The Pulitzer Prize–winning critic and memoirist returns with an inspired and unstinting examination of American class, culture, and personal memory.
Jefferson, who won the National Book Critics Circle Award for her memoir, Negroland, moves beyond autobiography into a deeper excavation of music, literature, and personal memory, examining her role in American culture as both the influenced and the influencer. In Negroland, the author revealed the burdens of membership in a class of ambitious Black Americans, and she further details the impact on their children: “You were always calculating—not always well—how to achieve; succeed as a symbol and a self.” Jefferson escaped into music and literature, finding artists who helped her move beyond rigid family expectations.
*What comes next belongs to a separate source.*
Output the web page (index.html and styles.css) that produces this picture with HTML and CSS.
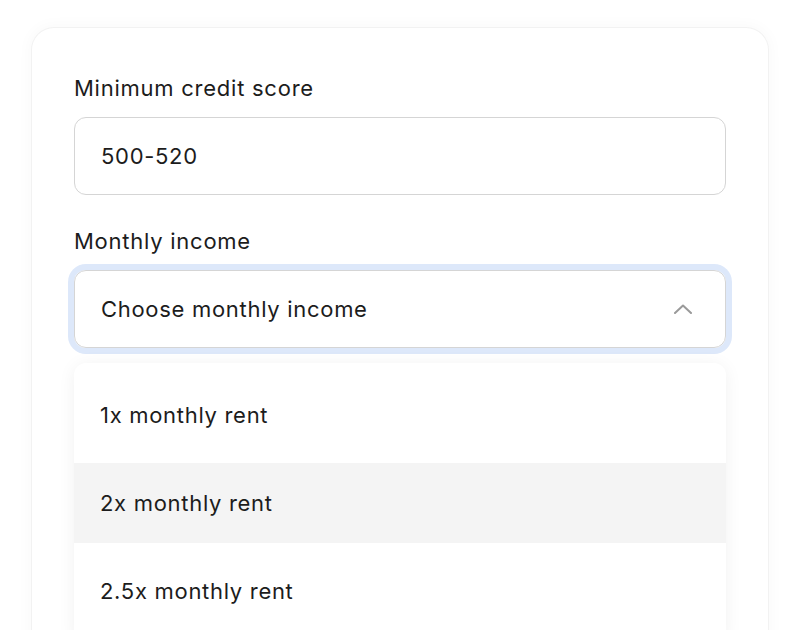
FILE: index.html
```html
<!DOCTYPE html>
<html lang="en">
<head>
<meta charset="utf-8">
<title>Filters</title>
<link rel="stylesheet" href="styles.css">
</head>
<body>
<div class="card">
  <div class="field">
    <label class="label">Minimum credit score</label>
    <div class="input">500-520</div>
  </div>
  <div class="field">
    <label class="label">Monthly income</label>
    <div class="select">
      <span>Choose monthly income</span>
      <svg class="chev" width="20" height="10" viewBox="0 0 20 10"><path d="M2 9 L10 1.5 L18 9" fill="none" stroke="#9a9a9a" stroke-width="2" stroke-linecap="round" stroke-linejoin="round"/></svg>
    </div>
    <ul class="menu">
      <li class="item">1x monthly rent</li>
      <li class="item hover">2x monthly rent</li>
      <li class="item">2.5x monthly rent</li>
    </ul>
  </div>
</div>
</body>
</html>
```
FILE: styles.css
```css
html, body { margin: 0; padding: 0; background: #ffffff; }
body {
  font-family: Inter, "Noto Sans", "Liberation Sans", sans-serif;
  color: #1c1c1c;
  height: 630px;
  overflow: hidden;
}
.card {
  margin: 28px 32px 0;
  border-radius: 22px;
  background: #fff;
  box-shadow: 0 0 0 1px #f2f2f2, 0 0 14px 4px rgba(0,0,0,0.025);
  padding: 45px 42px 60px;
  min-height: 700px;
}
.field { display: flex; flex-direction: column; }
.field + .field { margin-top: 31px; }
.label {
  font-size: 22px;
  letter-spacing: 0.75px;
  line-height: 30px;
  margin-bottom: 14px;
  color: #1c1c1c;
}
.input, .select {
  height: 76px;
  border: 1.5px solid #d5d5d5;
  border-radius: 12px;
  padding: 0 26px;
  display: flex;
  align-items: center;
  font-size: 22px;
  letter-spacing: 0.7px;
  color: #1c1c1c;
}
.select {
  justify-content: space-between;
  box-shadow: 0 0 0 6px #dde8fa;
  padding-right: 32px;
}
.chev { display: block; }
.menu {
  list-style: none;
  margin: 15px 0 0;
  padding: 12px 0;
  background: #fff;
  border-radius: 12px;
  box-shadow: 0 2px 18px rgba(0,0,0,0.06);
  display: flex;
  flex-direction: column;
  gap: 8px;
}
.item {
  height: 80px;
  display: flex;
  align-items: center;
  padding: 0 26px;
  font-size: 22px;
  letter-spacing: 0.7px;
  color: #1c1c1c;
}
.item.hover { background: #f4f4f4; }
```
Among the musicians she praises are Billy Eckstine, Johnny Hartman, Bobby Short, Andy Bey, Nat King Cole, Bing Crosby, and Ike Turner. Jefferson also pays fervent tribute to Ella Fitzgerald, whose incendiary talent flowered despite abuse, neglect, and immersion in a brutally competitive musical culture. Upon first meeting her, bandleader Chick Webb dismissed Fitzgerald as “too ugly.” Three years later, Fitzgerald’s rendition of “A-Tisket, A-Tasket” propelled Webb’s band to the top of the charts. Jefferson brilliantly deconstructs Fitzgerald’s version of that tune and how it echoed the singer’s terrible years in an orphanage, and the author’s fire for “the redemptive tumult of the ’50s and ’60s” is palpable. A chapter about her disenchantment with Willa Cather’s The Song of the Lark due to its homage to White superiority is tinged with academese, and her meditation on Josephine Baker has a more distanced, elegiac feel and is weighed down by too many quotes. Nonetheless, Jefferson’s unique perspective and relentless honesty and self-examination ensure that there’s something worthwhile on every page. Devotees of Negroland will want to continue the dialogue with this top-notch writer.
A dynamic, unflinchingly candid examination of the impacts of race and class on culture and the author’s own life.